U.S. Institute of Peace data on coalition-led airstrikes in Iraq and Syria since August 2014.
Cameron Glenn/U.S. Institute of Peace
At this point, ISIS seems destined to retreat from Tikrit. Iraqi Prime Minister Haidar al-Abadi declared Thursday that victory was near, despite suicide bombings and booby-trapped roads and buildings that have slowed the offensive.
Although the Iraqi army nearly collapsed last summer, ISIS is now outnumbered and outgunned in Iraq. The Iraqi military has 48,000 effective forces-about a quarter of its peak strength of 210,000 troops in 2009. A handful of Shiite militias, operating under the umbrella of Hashd al-Shaabi, or Popular Mobilization Forces, made up two-thirds of the fighting forces in the Tikrit campaign. Between 1,000 and 3,000 Sunni tribal fighters also took part in the battle.

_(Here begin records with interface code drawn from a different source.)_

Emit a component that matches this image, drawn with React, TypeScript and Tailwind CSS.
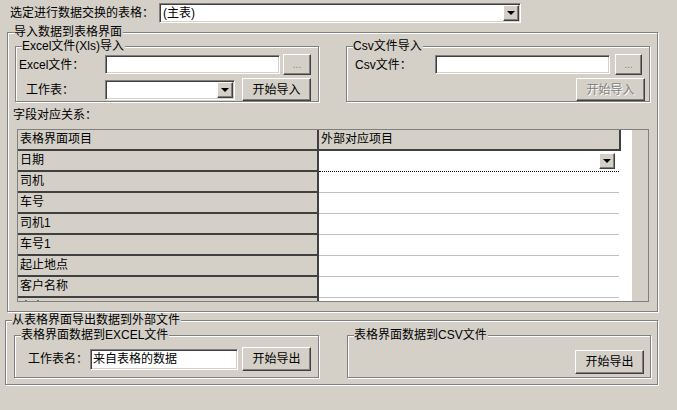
const sunken = "bg-white border-t border-l border-t-[#808080] border-l-[#808080] border-b border-r border-b-white border-r-white shadow-[inset_1px_1px_0_#404040,inset_-1px_-1px_0_#d4d0c8]"
const raised = "bg-[#d4d0c8] border border-t-white border-l-white border-b-[#404040] border-r-[#404040] shadow-[inset_-1px_-1px_0_#808080]"
const group = "border border-[#808080] shadow-[inset_1px_1px_0_white,1px_1px_0_white] relative"

function Legend({ text, className = "" }: { text: string; className?: string }) {
  return <span className={"absolute -top-[8px] bg-[#d4d0c8] leading-[14px] pr-[1px] " + className}>{text}</span>
}

function DropBtn() {
  return (
    <div className={raised + " w-[16px] h-[16px] flex items-center justify-center"}>
      <div className="w-0 h-0 border-l-[4px] border-r-[4px] border-t-[4px] border-l-transparent border-r-transparent border-t-black" />
    </div>
  )
}

function Combo({ w, text = "" }: { w: string; text?: string }) {
  return (
    <div className={sunken + " h-[20px] flex items-center justify-between pl-[3px] pr-[1px] " + w}>
      <span>{text}</span>
      <DropBtn />
    </div>
  )
}

function Button({ text, w, h = "h-[23px]", disabled = false }: { text: string; w: string; h?: string; disabled?: boolean }) {
  return (
    <div className={raised + " flex items-center justify-center " + w + " " + h + (disabled ? " text-[#808080] [text-shadow:1px_1px_0_white]" : "")}>
      {text}
    </div>
  )
}

const rows = ["日期", "司机", "车号", "司机1", "车号1", "起止地点", "客户名称", "客户"]

export default function App() {
  return (
    <div className="w-[677px] h-[410px] bg-[#d4d0c8] text-[12px] text-black overflow-hidden" style={{ fontFamily: '"Liberation Sans", "Noto Sans CJK SC", sans-serif' }}>
      <div className="flex items-center pt-[3px] pl-[10px]">
        <span className="w-[149px]">选定进行数据交换的表格：</span>
        <Combo w="w-[362px]" text="(主表)" />
      </div>

      {/* import group */}
      <div className={group + " mt-[9px] ml-[7px] w-[651px] h-[280px]"}>
        <Legend text="导入数据到表格界面" className="left-[6px]" />
        <div className="flex gap-[27px] mt-[13px] ml-[7px]">
          <div className={group + " w-[304px] h-[56px]"}>
            <Legend text="Excel文件(Xls)导入" className="left-[6px]" />
            <div className="flex items-center mt-[7px] ml-[3px]">
              <span className="w-[86px]">Excel文件：</span>
              <div className={sunken + " w-[175px] h-[19px]"} />
              <div className={raised + " w-[28px] h-[21px] ml-[3px] text-[#808080] text-[10px] flex items-center justify-center"}>...</div>
            </div>
            <div className="flex items-center mt-[3px] ml-[10px]">
              <span className="w-[79px]">工作表：</span>
              <Combo w="w-[130px]" />
              <Button text="开始导入" w="w-[69px] ml-[7px]" />
            </div>
          </div>
          <div className={group + " w-[304px] h-[56px]"}>
            <Legend text="Csv文件导入" className="left-[6px]" />
            <div className="flex items-center mt-[7px] ml-[8px]">
              <span className="w-[80px]">Csv文件：</span>
              <div className={sunken + " w-[175px] h-[19px]"} />
              <div className={raised + " w-[27px] h-[21px] ml-[5px] text-[#808080] text-[10px] flex items-center justify-center"}>...</div>
            </div>
            <div className="flex justify-end mt-[3px] mr-[4px]">
              <Button text="开始导入" w="w-[69px]" disabled />
            </div>
          </div>
        </div>
        <div className="ml-[5px] mt-[5px] leading-[16px]">字段对应关系：</div>
        <div className="ml-[9px] mt-[6px] w-[632px] h-[173px] border border-[#808080] flex overflow-hidden bg-[#d4d0c8]">
          <div className="flex flex-col w-[603px] bg-white">
            <div className="flex h-[21px] shrink-0">
              <div className="w-[301px] bg-[#d4d0c8] border-r-2 border-b-2 border-[#404040] pl-[2px] leading-[18px]">表格界面项目</div>
              <div className="w-[302px] bg-[#d4d0c8] border-r-2 border-b-2 border-[#404040] pl-[2px] leading-[18px]">外部对应项目</div>
            </div>
            {rows.map((r, i) => (
              <div key={r} className="flex h-[21px] shrink-0">
                <div className="w-[301px] bg-[#d4d0c8] border-r-2 border-b-2 border-[#404040] pl-[2px] leading-[18px]">{r}</div>
                <div className={"w-[300px] border-b border-[#c0c0c0] flex items-center justify-end pr-[4px] " + (i === 0 ? "border-dotted border-b-black" : "")}>
                  {i === 0 && <DropBtn />}
                </div>
              </div>
            ))}
          </div>
          <div className="w-[11px] bg-white" />
        </div>
      </div>

      {/* export group */}
      <div className={group + " mt-[8px] ml-[5px] w-[653px] h-[65px]"}>
        <Legend text="从表格界面导出数据到外部文件" className="left-[6px]" />
        <div className="flex gap-[28px] mt-[14px] ml-[8px]">
          <div className={group + " w-[305px] h-[43px]"}>
            <Legend text="表格界面数据到EXCEL文件" className="left-[6px]" />
            <div className="flex items-center mt-[11px] ml-[13px]">
              <span className="w-[62px]">工作表名：</span>
              <div className={sunken + " w-[148px] h-[21px] pl-[2px] leading-[19px]"}>来自表格的数据</div>
              <Button text="开始导出" w="w-[69px] ml-[4px]" h="h-[24px]" />
            </div>
          </div>
          <div className={group + " w-[304px] h-[43px]"}>
            <Legend text="表格界面数据到CSV文件" className="left-[6px]" />
            <div className="flex justify-end mt-[14px] mr-[6px]">
              <Button text="开始导出" w="w-[69px]" h="h-[24px]" />
            </div>
          </div>
        </div>
      </div>
    </div>
  )
}
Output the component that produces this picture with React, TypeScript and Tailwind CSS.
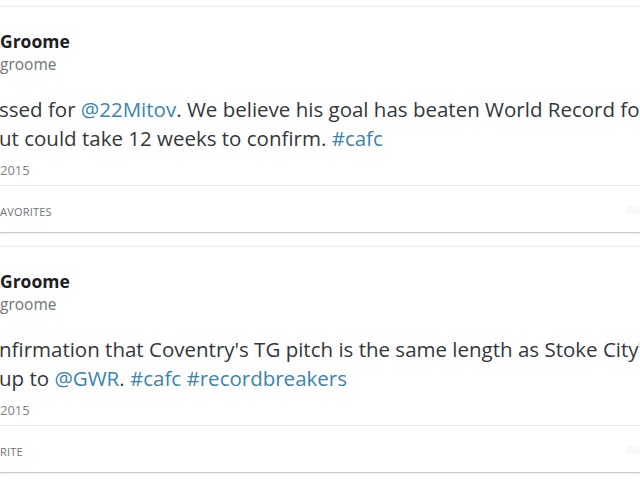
import React from 'react';

type Part = { text: string; link?: boolean };

const tweets: {
  name: string;
  handle: string;
  lines: Part[][];
  date: string;
  footer: string;
}[] = [
  {
    name: 'Groome',
    handle: 'groome',
    lines: [
      [
        { text: 'ssed for ' },
        { text: '@22Mitov', link: true },
        { text: '. We believe his goal has beaten World Record fo' },
      ],
      [
        { text: 'ut could take 12 weeks to confirm. ' },
        { text: '#cafc', link: true },
      ],
    ],
    date: '2015',
    footer: 'AVORITES',
  },
  {
    name: 'Groome',
    handle: 'groome',
    lines: [
      [{ text: "nfirmation that Coventry's TG pitch is the same length as Stoke City's" }],
      [
        { text: 'up to ' },
        { text: '@GWR', link: true },
        { text: '. ' },
        { text: '#cafc', link: true },
        { text: ' ' },
        { text: '#recordbreakers', link: true },
      ],
    ],
    date: '2015',
    footer: 'RITE',
  },
];

const TweetCard = ({ tweet }: { tweet: (typeof tweets)[number] }) => (
  <div className="border-t border-b border-t-[#e6e9eb] border-b-[#c9cdd0] bg-white h-[227px] shadow-[0_1px_2px_rgba(0,0,0,0.08)] overflow-hidden">
    <div className="pt-[23px]">
      <div className="h-[22px] leading-[22px] text-[17.5px] font-bold text-[#1c2022] whitespace-nowrap">
        {tweet.name}
      </div>
      <div className="h-[24px] leading-[24px] text-[15.5px] text-[#707478] whitespace-nowrap">
        {tweet.handle}
      </div>
      <div className="mt-[19px] text-[20.5px] leading-[29px] text-[#33373a] whitespace-nowrap">
        {tweet.lines.map((line, i) => (
          <div key={i} className={i === 1 ? '-ml-[1px]' : '-ml-[1px]'}>
            {line.map((p, j) =>
              p.link ? (
                <span key={j} className="text-[#3a84b0]">
                  {p.text}
                </span>
              ) : (
                <span key={j}>{p.text}</span>
              )
            )}
          </div>
        ))}
      </div>
      <div className="mt-[7px] h-[20px] leading-[20px] text-[13px] text-[#7d8184]">
        {tweet.date}
      </div>
      <div className="mt-[5px] border-t border-[#e4e7e9]" />
      <div className="pt-[19px] h-[46px] leading-[14px] text-[11px] tracking-[0.2px] text-[#6f7376] flex justify-between">
        <span>{tweet.footer}</span>
        <span className="w-[14px] h-[8px] mt-[1px] bg-[#f7f8f9] rounded-sm" />
      </div>
    </div>
  </div>
);

export default function App() {
  return (
    <div
      className="w-[640px] h-[480px] bg-white overflow-hidden pt-[6px] flex flex-col gap-[13px]"
      style={{ fontFamily: '"Open Sans", "Noto Sans", sans-serif' }}
    >
      {tweets.map((t, i) => (
        <TweetCard key={i} tweet={t} />
      ))}
    </div>
  );
}
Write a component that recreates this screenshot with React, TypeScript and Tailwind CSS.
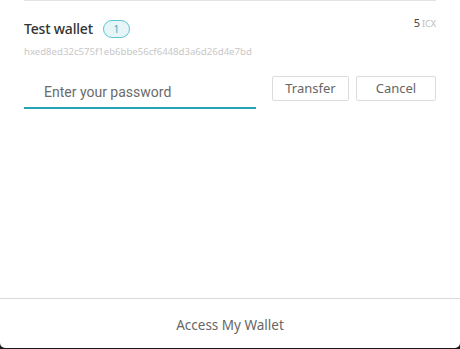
export default function App() {
  return (
    <div className="w-[460px] h-[349px] bg-[#1a1a1a]">
      <div
        className="w-[460px] h-[348px] bg-white rounded-b-[5px] flex flex-col"
        style={{ fontFamily: '"Noto Sans", sans-serif' }}
      >
        <div className="flex-1 px-[24px]">
          <div className="h-px bg-[#e3e3e3]" />
          <div className="flex items-start justify-between mt-[18px]">
            <div className="flex items-center">
              <span className="text-[14px] font-medium text-[#333] leading-[20px] tracking-[-0.2px]">Test wallet</span>
              <span className="ml-[10px] w-[27px] h-[18px] rounded-full border border-[#5fc4d1] bg-[#e6f6f8] text-[#46b3c2] text-[11px] leading-[16px] flex items-center justify-center">
                1
              </span>
            </div>
            <div className="flex items-baseline mt-[-4px]">
              <span className="text-[11px] text-[#444]">5</span>
              <span className="ml-[2px] text-[9px] text-[#bbb]">ICX</span>
            </div>
          </div>
          <div className="text-[9.6px] text-[#c8c8c8] leading-[14px] mt-[6px]">
            hxed8ed32c575f1eb6bbe56cf6448d3a6d26d4e7bd
          </div>
          <div className="flex items-start mt-[17px]">
            <div className="w-[232px] h-[33px] border-b-2 border-[#26a3b5] flex items-center pl-[20px] pt-[1px]">
              <span
                className="text-[14px] text-[#6b6b6b]"
                style={{ fontFamily: 'Roboto, Arial, sans-serif' }}
              >
                Enter your password
              </span>
            </div>
            <button className="ml-[16px] w-[77px] h-[25px] border border-[#dcdcdc] rounded-[2px] text-[13px] text-[#666] flex items-center justify-center">
              Transfer
            </button>
            <button className="ml-[7px] w-[80px] h-[25px] border border-[#dcdcdc] rounded-[2px] text-[13px] text-[#666] flex items-center justify-center">
              Cancel
            </button>
          </div>
        </div>
        <div className="h-[50px] border-t border-[#d9d9d9] flex items-center justify-center pt-[3px] text-[13.5px] text-[#666]">
          Access My Wallet
        </div>
      </div>
    </div>
  );
}
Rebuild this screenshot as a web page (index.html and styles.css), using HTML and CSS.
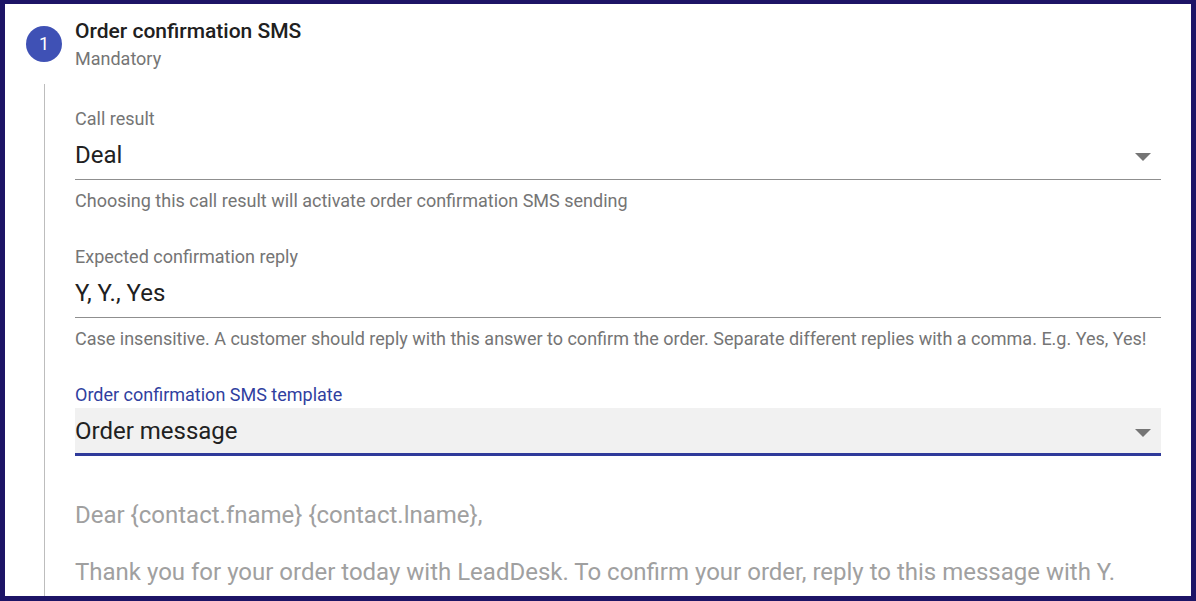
FILE: index.html
```html
<!DOCTYPE html>
<html>
<head>
  <meta charset="utf-8">
  <title>Order confirmation SMS</title>
  <link rel="stylesheet" href="styles.css">
</head>
<body>

<div class="frame">

  <!-- step header -->
  <div class="step-head">
    <div class="step-num">1</div>
    <div class="step-titles">
      <div class="step-title">Order confirmation SMS</div>
      <div class="step-sub">Mandatory</div>
    </div>
  </div>

  <!-- step body -->
  <div class="step-body">

    <div class="field">
      <div class="label">Call result</div>
      <div class="select">
        <span class="value">Deal</span>
        <span class="arrow"></span>
      </div>
      <div class="hint">Choosing this call result will activate order confirmation SMS sending</div>
    </div>

    <div class="field">
      <div class="label">Expected confirmation reply</div>
      <div class="select">
        <span class="value">Y, Y., Yes</span>
      </div>
      <div class="hint">Case insensitive. A customer should reply with this answer to confirm the order. Separate different replies with a comma. E.g. Yes, Yes!</div>
    </div>

    <div class="field">
      <div class="label focused">Order confirmation SMS template</div>
      <div class="select filled">
        <span class="value">Order message</span>
        <span class="arrow"></span>
      </div>
    </div>

    <div class="message">
      <p>Dear {contact.fname} {contact.lname},</p>
      <p>Thank you for your order today with LeadDesk. To confirm your order, reply to this message with Y.</p>
    </div>

  </div>
</div>

</body>
</html>
```

FILE: styles.css
```css
html, body {
  margin: 0;
  padding: 0;
  background: #1d1466;
}

body {
  font-family: Roboto, "Liberation Sans", sans-serif;
  color: #212121;
}

.frame {
  box-sizing: border-box;
  width: 1196px;
  height: 601px;
  overflow: hidden;
  background: #fff;
  border: 5px solid #1d1466;
  border-top-width: 4px;
}

.step-head {
  display: flex;
  align-items: flex-start;
  padding: 16px 0 0 21px;
}

.step-num {
  width: 36px;
  height: 36px;
  margin-top: 6px;
  border-radius: 50%;
  background: #3f51b5;
  color: #fff;
  font-size: 18px;
  line-height: 36px;
  text-align: center;
}

.step-titles {
  margin-left: 13px;
}

.step-title {
  font-size: 21px;
  font-weight: 500;
  line-height: 22px;
  color: #202020;
}

.step-sub {
  margin-top: 7px;
  font-size: 18px;
  line-height: 20px;
  color: #757575;
}

.step-body {
  margin: 15px 0 0 39px;
  padding: 25px 30px 0 30px;
  border-left: 1px solid #bdbdbd;
  min-height: 600px;
}

.field {
  margin-bottom: 36px;
}

.label {
  font-size: 18px;
  line-height: 20px;
  color: #757575;
}

.label.focused {
  color: #303f9f;
}

.select {
  display: flex;
  align-items: center;
  justify-content: space-between;
  padding: 12px 10px 10px 0;
  border-bottom: 1px solid #8f8f8f;
}

.select.filled {
  margin-top: 3px;
  padding: 9px 10px 8px 0;
  background: #f1f1f1;
  border-bottom: 3px solid #2f3a9a;
}

.value {
  font-size: 24px;
  line-height: 28px;
}

.arrow {
  width: 0;
  height: 0;
  margin-top: 3px;
  border-left: 8px solid transparent;
  border-right: 8px solid transparent;
  border-top: 8px solid #757575;
}

.hint {
  margin-top: 11px;
  font-size: 18px;
  line-height: 20px;
  color: #757575;
}

.message {
  margin-top: -36px;
  padding-top: 45px;
  color: #a0a0a0;
  font-size: 24px;
  line-height: 28px;
}

.message p {
  margin: 0 0 29px 0;
}
```
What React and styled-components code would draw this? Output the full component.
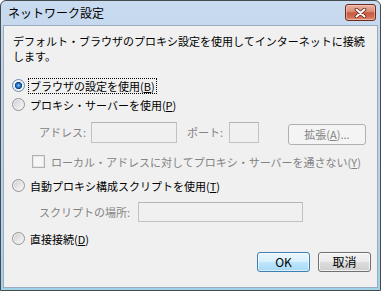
import React from 'react';
import styled, { createGlobalStyle } from 'styled-components';

const Global = createGlobalStyle`
  html, body { margin: 0; padding: 0; background: #ffffff; }
  body { font-family: "Noto Sans CJK JP", "Noto Sans", sans-serif; }
`;

const Window = styled.div`
  box-sizing: border-box;
  width: 381px;
  height: 291px;
  border: 1px solid #474a4f;
  border-radius: 6px 6px 0 0;
  background: linear-gradient(180deg, #c9dbef 0%, #bcd2ea 30%, #b4d3ea 75%, #9fd3e8 100%);
  display: flex;
  flex-direction: column;
  overflow: hidden;
`;

const TitleBar = styled.div`
  height: 24px;
  flex: none;
  display: flex;
  align-items: center;
  justify-content: space-between;
  padding: 0 4px 0 7px;
`;

const Title = styled.span`
  font-size: 12px;
  color: #000;
  line-height: 16px;
`;

const CloseButton = styled.div`
  box-sizing: border-box;
  width: 31px;
  height: 17px;
  border: 1px solid #6e2a1f;
  border-radius: 3px;
  background: linear-gradient(180deg, #eab3a3 0%, #d98a73 45%, #c75a3f 52%, #cf6d50 80%, #e0957a 100%);
  box-shadow: inset 0 0 0 1px rgba(255, 220, 210, 0.45);
  display: flex;
  align-items: center;
  justify-content: center;
  margin-top: -1px;
`;

const Client = styled.div`
  flex: 1;
  margin: 0 2px 2px 2px;
  border: 1px solid #9aabc0;
  background: #f0f0f0;
  padding: 8px 6px 0 8px;
  display: flex;
  flex-direction: column;
  font-size: 11px;
  color: #000;
`;

const Description = styled.div`
  margin-left: 1px;
  line-height: 15px;
  white-space: nowrap;
`;

const Row = styled.div`
  display: flex;
  align-items: center;
  height: ${p => p.$h || 19}px;
  margin-top: ${p => p.$mt || 0}px;
  padding-left: ${p => p.$indent || 0}px;
  white-space: nowrap;
`;

const Radio = styled.span`
  flex: none;
  box-sizing: border-box;
  width: 13px;
  height: 13px;
  border-radius: 50%;
  border: 1px solid ${p => (p.$checked ? '#6b88a8' : '#949494')};
  background: ${p =>
    p.$checked
      ? 'radial-gradient(circle at 50% 50%, #8fd0f6 0px, #3a8ad6 1.4px, #1a5ea8 2.6px, #123f7a 3.3px, #eef2f6 3.9px, #f7f7f7 100%)'
      : 'linear-gradient(135deg, #cbcbcb 0%, #e2e2e2 45%, #fafafa 100%)'};
  box-shadow: inset 0 0 0 1px ${p => (p.$checked ? '#f3f5f8' : '#eeeeee')};
`;

const OptionLabel = styled.span`
  margin-left: 4px;
  line-height: 14px;
  padding: 0 1px;
  outline: ${p => (p.$focused ? '1px dotted #000' : 'none')};
  outline-offset: 0;
  color: ${p => (p.$disabled ? '#838383' : '#000')};
`;

const FieldLabel = styled.span`
  flex: none;
  width: ${p => p.$w}px;
  margin-left: ${p => p.$ml || 0}px;
  color: #838383;
  line-height: 15px;
`;

const TextBox = styled.div`
  flex: none;
  box-sizing: border-box;
  width: ${p => p.$w}px;
  height: ${p => p.$h || 21}px;
  border: 1px solid #c2c2c2;
  border-top-color: #b5b5b5;
  background: #f0f0f0;
`;

const DisabledButton = styled.div`
  flex: none;
  box-sizing: border-box;
  width: 78px;
  height: 21px;
  margin-left: 29px;
  margin-top: 3px;
  border: 1px solid #adb2b5;
  border-radius: 3px;
  background: #f4f4f4;
  color: #838383;
  display: flex;
  align-items: center;
  justify-content: center;
  line-height: 14px;
`;

const CheckBox = styled.span`
  flex: none;
  box-sizing: border-box;
  width: 13px;
  height: 13px;
  border: 1px solid #b1b1b1;
  background: #f6f6f6;
  box-shadow: inset 0 0 0 1px #e6e6e6;
`;

const ButtonRow = styled.div`
  display: flex;
  justify-content: flex-end;
  gap: 8px;
  margin-top: 4px;
`;

const PushButton = styled.div`
  box-sizing: border-box;
  width: 53px;
  height: 20px;
  border-radius: 3px;
  border: 1px solid ${p => (p.$default ? '#3c7fb1' : '#707070')};
  background: ${p =>
    p.$default
      ? 'linear-gradient(180deg, #eaf6fd 0%, #d9f0fc 48%, #bee6fd 52%, #a7d9f5 100%)'
      : 'linear-gradient(180deg, #f2f2f2 0%, #ebebeb 48%, #dddddd 52%, #cfcfcf 100%)'};
  box-shadow: inset 0 0 0 1px ${p => (p.$default ? 'rgba(255,255,255,0.6)' : 'rgba(255,255,255,0.7)')};
  display: flex;
  align-items: center;
  justify-content: center;
  font-size: 12px;
  line-height: 14px;
  color: #000;
`;

const Key = styled.u`
  text-decoration-thickness: 1px;
  text-underline-offset: 1px;
`;

export default function App() {
  return (
    <>
      <Global />
      <Window>
        <TitleBar>
          <Title>ネットワーク設定</Title>
          <CloseButton>
            <svg width="13" height="10" viewBox="0 0 13 10">
              <path d="M2.5 1.5 L10.5 8.5 M10.5 1.5 L2.5 8.5" stroke="#5b1d14" strokeWidth="3.6" strokeLinecap="round" fill="none" />
              <path d="M2.5 1.5 L10.5 8.5 M10.5 1.5 L2.5 8.5" stroke="#ffffff" strokeWidth="2.1" strokeLinecap="round" fill="none" />
            </svg>
          </CloseButton>
        </TitleBar>
        <Client>
          <Description>
            デフォルト・ブラウザのプロキシ設定を使用してインターネットに接続
            <br />
            します。
          </Description>

          <Row $mt={12}>
            <Radio $checked />
            <OptionLabel $focused>ブラウザの設定を使用(<Key>B</Key>)</OptionLabel>
          </Row>
          <Row>
            <Radio />
            <OptionLabel>プロキシ・サーバーを使用(<Key>P</Key>)</OptionLabel>
          </Row>

          <Row $mt={7} $h={23} $indent={27}>
            <FieldLabel $w={52}>アドレス:</FieldLabel>
            <TextBox $w={86} />
            <FieldLabel $w={42} $ml={10}>ポート:</FieldLabel>
            <TextBox $w={30} />
            <DisabledButton>拡張(<Key>A</Key>)...</DisabledButton>
          </Row>

          <Row $mt={8} $indent={20}>
            <CheckBox />
            <OptionLabel $disabled style={{ marginLeft: 5 }}>
              ローカル・アドレスに対してプロキシ・サーバーを通さない(<Key>Y</Key>)
            </OptionLabel>
          </Row>

          <Row $mt={5}>
            <Radio />
            <OptionLabel>自動プロキシ構成スクリプトを使用(<Key>T</Key>)</OptionLabel>
          </Row>

          <Row $mt={6} $h={22} $indent={27}>
            <FieldLabel $w={99}>スクリプトの場所:</FieldLabel>
            <TextBox $w={165} $h={20} />
          </Row>

          <Row $mt={6}>
            <Radio />
            <OptionLabel>直接接続(<Key>D</Key>)</OptionLabel>
          </Row>

          <ButtonRow>
            <PushButton $default>OK</PushButton>
            <PushButton>取消</PushButton>
          </ButtonRow>
        </Client>
      </Window>
    </>
  );
}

Yet Islamic State militants have proven their willingness to fight, whatever the cost in human life or urban destruction. And insurgencies always have the edge of stealth. As it ceded turf in Tikrit, ISIS intensified its assault on Ramadi, a city nearly twice the size of Tikrit and only 60 miles west of Baghdad.
On Thursday, ISIS fighters blew up an Iraqi army headquarters in Ramadi, killing more than 40 soldiers. ISIS militants had dug a tunnel below the headquarters and set off homemade bombs, according to local officials.
In Syria, the first and biggest success against ISIS illustrates the complexities of this asymmetric war. On Jan. 26, ISIS was forced to retreat from Kobani, the little Kurdish town on the Turkish-Syrian border. With the help of more than 600 airstrikes since August by the U.S.-led coalition-at a cost of hundreds of millions of dollars-a Kurdish militia with vintage arms pushed the militants out. It was a costly defeat for ISIS: More than 2,000 of its fighters were killed, U.S. officials said at the time.
Yet since that victory, the U.S.-led coalition has bombed “near Kobani” 175 times, according to a tally of U.S. Central Command’s daily press releases. That’s 67% of the coalition bombings in all of Syria since the win in Kobani. In other words, ISIS is still a threat “near Kobani,” just as it may be near Tikrit even if it pulls out.
In short, numbers don’t always tell the whole story of any battle.